The year 2023 is less than a month old, but commercial real estate professionals are weighing in on what they think will happen in the industry this year, Commercial Observer reports. The combination of higher borrowing costs, inflation and questions about the economy have driven industry pros to offer their predictions.
“If you think about the 1970s, which is the last time we really saw this economic situation, most of the people in the real estate business, they either weren’t alive or they or they weren’t investing,” Ronald Dickerman, founder and president of Madison International Realty, one of New York City’s largest retail landlords, told Commercial Observer.
Dickerman noted that previous Federal Reserve Chairman Paul Volcker raised rates to battle inflation when he was in charge during the late 1970s and 1980s. He believes current Fed Chairman Jerome Powell is doing the same, which could allow the market to settle in for the duration this year.
“This new rate environment is going to persist for a long period of time,” Dickerman said.
Meanwhile, Raphael Fishbach, principal at lender Mesa West Capital, noted that borrowers may be entering a recession, but should be in better shape from a loan-to-value basis than they were in prior financial down times like the Great Financial Crisis. This more promising position is due to excess leverage use that was restrained during the last decade, Fishbach told Commercial Observer.

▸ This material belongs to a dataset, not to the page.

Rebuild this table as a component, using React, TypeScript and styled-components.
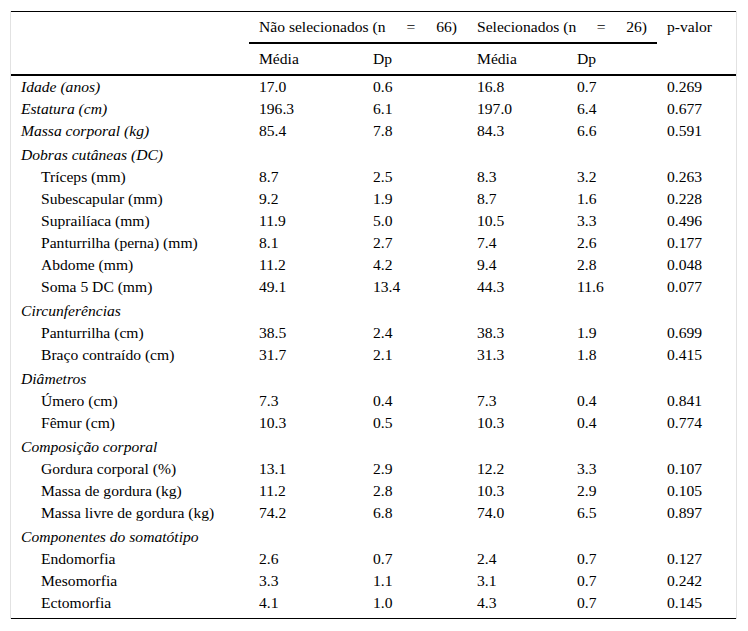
import React from "react"
import styled, { createGlobalStyle } from "styled-components"

type Row = {
  label: string
  values: string[]
}

type Section = {
  title: string
  rows?: Row[]
  values?: string[]
}

const serif = `"Liberation Serif", "Times New Roman", Times, serif`

const GlobalStyle = createGlobalStyle`
  html, body {
    margin: 0;
    padding: 0;
    background: #fff;
  }
  body {
    font-family: ${serif};
    color: #000;
  }
`

const Frame = styled.div`
  margin: 11px 0 0 10px;
  width: 725px;
  border-left: 1px solid #e2e2e2;
  border-right: 1px solid #e2e2e2;
`

const Table = styled.table`
  width: 100%;
  border-collapse: separate;
  border-spacing: 0;
  table-layout: fixed;
  border-top: 1px solid #000;
  border-bottom: 1px solid #000;
  font-family: ${serif};
  font-size: 15.6px;
  color: #000;
`

const HeadCell = styled.th<{ $underline?: boolean; $top?: boolean }>`
  padding: 0 10px;
  line-height: 30px;
  font-family: ${serif};
  font-weight: normal;
  text-align: left;
  white-space: nowrap;
  vertical-align: ${(p) => (p.$top ? "top" : "middle")};
  border-bottom: ${(p) => (p.$underline ? "2px solid #000" : "none")};
`

const Spread = styled.span`
  display: flex;
  justify-content: space-between;
`

const Cell = styled.td<{ $italic?: boolean; $indent?: boolean; $gap?: boolean; $last?: boolean }>`
  padding: ${(p) => (p.$gap ? "2px" : "0")} 10px ${(p) => (p.$last ? "4px" : "0")}
    ${(p) => (p.$indent ? "30px" : "10px")};
  line-height: 22px;
  font-family: ${serif};
  font-style: ${(p) => (p.$italic ? "italic" : "normal")};
  white-space: nowrap;
  vertical-align: top;
`

const sections: Section[] = [
  { title: "Idade (anos)", values: ["17.0", "0.6", "16.8", "0.7", "0.269"] },
  { title: "Estatura (cm)", values: ["196.3", "6.1", "197.0", "6.4", "0.677"] },
  { title: "Massa corporal (kg)", values: ["85.4", "7.8", "84.3", "6.6", "0.591"] },
  {
    title: "Dobras cutâneas (DC)",
    rows: [
      { label: "Tríceps (mm)", values: ["8.7", "2.5", "8.3", "3.2", "0.263"] },
      { label: "Subescapular (mm)", values: ["9.2", "1.9", "8.7", "1.6", "0.228"] },
      { label: "Suprailíaca (mm)", values: ["11.9", "5.0", "10.5", "3.3", "0.496"] },
      { label: "Panturrilha (perna) (mm)", values: ["8.1", "2.7", "7.4", "2.6", "0.177"] },
      { label: "Abdome (mm)", values: ["11.2", "4.2", "9.4", "2.8", "0.048"] },
      { label: "Soma 5 DC (mm)", values: ["49.1", "13.4", "44.3", "11.6", "0.077"] },
    ],
  },
  {
    title: "Circunferências",
    rows: [
      { label: "Panturrilha (cm)", values: ["38.5", "2.4", "38.3", "1.9", "0.699"] },
      { label: "Braço contraído (cm)", values: ["31.7", "2.1", "31.3", "1.8", "0.415"] },
    ],
  },
  {
    title: "Diâmetros",
    rows: [
      { label: "Úmero (cm)", values: ["7.3", "0.4", "7.3", "0.4", "0.841"] },
      { label: "Fêmur (cm)", values: ["10.3", "0.5", "10.3", "0.4", "0.774"] },
    ],
  },
  {
    title: "Composição corporal",
    rows: [
      { label: "Gordura corporal (%)", values: ["13.1", "2.9", "12.2", "3.3", "0.107"] },
      { label: "Massa de gordura (kg)", values: ["11.2", "2.8", "10.3", "2.9", "0.105"] },
      { label: "Massa livre de gordura (kg)", values: ["74.2", "6.8", "74.0", "6.5", "0.897"] },
    ],
  },
  {
    title: "Componentes do somatótipo",
    rows: [
      { label: "Endomorfia", values: ["2.6", "0.7", "2.4", "0.7", "0.127"] },
      { label: "Mesomorfia", values: ["3.3", "1.1", "3.1", "0.7", "0.242"] },
      { label: "Ectomorfia", values: ["4.1", "1.0", "4.3", "0.7", "0.145"] },
    ],
  },
]

export default function App() {
  let body: React.ReactNode[] = []
  sections.forEach((s, i) => {
    if (s.values) {
      body.push(
        <tr key={s.title}>
          <Cell $italic>{s.title}</Cell>
          {s.values.map((v, j) => (
            <Cell key={j}>{v}</Cell>
          ))}
        </tr>
      )
      return
    }
    body.push(
      <tr key={s.title}>
        <Cell $italic $gap colSpan={6}>
          {s.title}
        </Cell>
      </tr>
    )
    const lastSection = i === sections.length - 1
    s.rows!.forEach((r, k) => {
      const last = lastSection && k === s.rows!.length - 1
      body.push(
        <tr key={`${s.title}${r.label}`}>
          <Cell $indent $last={last}>
            {r.label}
          </Cell>
          {r.values.map((v, j) => (
            <Cell key={j} $last={last}>
              {v}
            </Cell>
          ))}
        </tr>
      )
    })
  })

  return (
    <>
      <GlobalStyle />
      <Frame>
        <Table>
          <colgroup>
            <col style={{ width: 238 }} />
            <col style={{ width: 114 }} />
            <col style={{ width: 104 }} />
            <col style={{ width: 100 }} />
            <col style={{ width: 90 }} />
            <col style={{ width: 79 }} />
          </colgroup>
          <thead>
            <tr>
              <HeadCell rowSpan={2} $underline />
              <HeadCell colSpan={2} $underline>
                <Spread>
                  <span>Não selecionados (n</span>
                  <span>=</span>
                  <span>66)</span>
                </Spread>
              </HeadCell>
              <HeadCell colSpan={2} $underline>
                <Spread>
                  <span>Selecionados (n</span>
                  <span>=</span>
                  <span>26)</span>
                </Spread>
              </HeadCell>
              <HeadCell rowSpan={2} $underline $top>
                p-valor
              </HeadCell>
            </tr>
            <tr>
              <HeadCell $underline>Média</HeadCell>
              <HeadCell $underline>Dp</HeadCell>
              <HeadCell $underline>Média</HeadCell>
              <HeadCell $underline>Dp</HeadCell>
            </tr>
          </thead>
          <tbody>{body}</tbody>
        </Table>
      </Frame>
    </>
  )
}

“However, the challenge is that this time around we are in a rising-rate environment,” he said. “This has a negative impact on carrying costs and ultimately values.”
Property owners lacking liquidity might struggle with higher rates, while those with access should manage alright in 2023, according to Fishbach.
Additionally, said Sam Chandan, director of New York University’s Chen Institute for Global Real Estate Finance, financial associations are better equipped to handle economic downturns than they were during the Great Financial Crisis because they can “bring capital to well-structured projects.”
A different outlook for CRE in 2023
Morris Betesh, a senior managing director at Meridian Capital, forecasted that long-term rates will decrease and stabilize, which would resolve a lot of the uncertainty surrounding the industry, Commercial Observer reports.
He also noted that the “bid-ask” spreads in the market have increased — the spread is wide enough now that it’s limiting investment, according to Chandan. Brokers are hopeful that more people will return to the market in 2023 — and in turn increase liquidity and reduce these spreads — but no one knows when or if that will happen.
“I personally believe that the current situation in real estate is not sustainable,” Dickerman told Commercial Observer. “This is going to continue through the spring. The Federal Reserve is still going to raise interest rates. So, borrowing costs are going to rise, but cap rates have been slow to adjust. There will be continued pressure on prices.”
Variety of CRE investment opportunities in 2023
Dickerman noted his firm was invested in “tech-enabled, growth-oriented sectors that were involved in the multifamily, single-family home for rent, seniors housing, logistics, cold storage, life science and data centers,” but have backed off retail and office space CRE.
This decision appears to echo what market observers are seeing — low expectations for the office sector due to continued work-from-home arrangements for a lot a of companies. Older office spaces face an even bigger uphill climb compared to newer buildings with modern amenities.
“A number of buildings are really going to struggle in the coming year and years,” Ric Clark, co-founder and managing partner of WatermanClark, told Commercial Observer. “To be honest, some may only be worth land value.”
Instead, Clark and others see offices being converted in 2023, although it will take some effort to make those conversions cost-efficient or even possible, he said.
When it comes to financing, there are expectations that the collateralized loan obligation (CLO) market will bounce back, according to Betesh.
“You’re going to start to see the CLO market come back to life next year,” he said. “That was a big driver of liquidity for the last three years, and it really dried up in the second half of 2022. I think issuances will pick up in 2023.”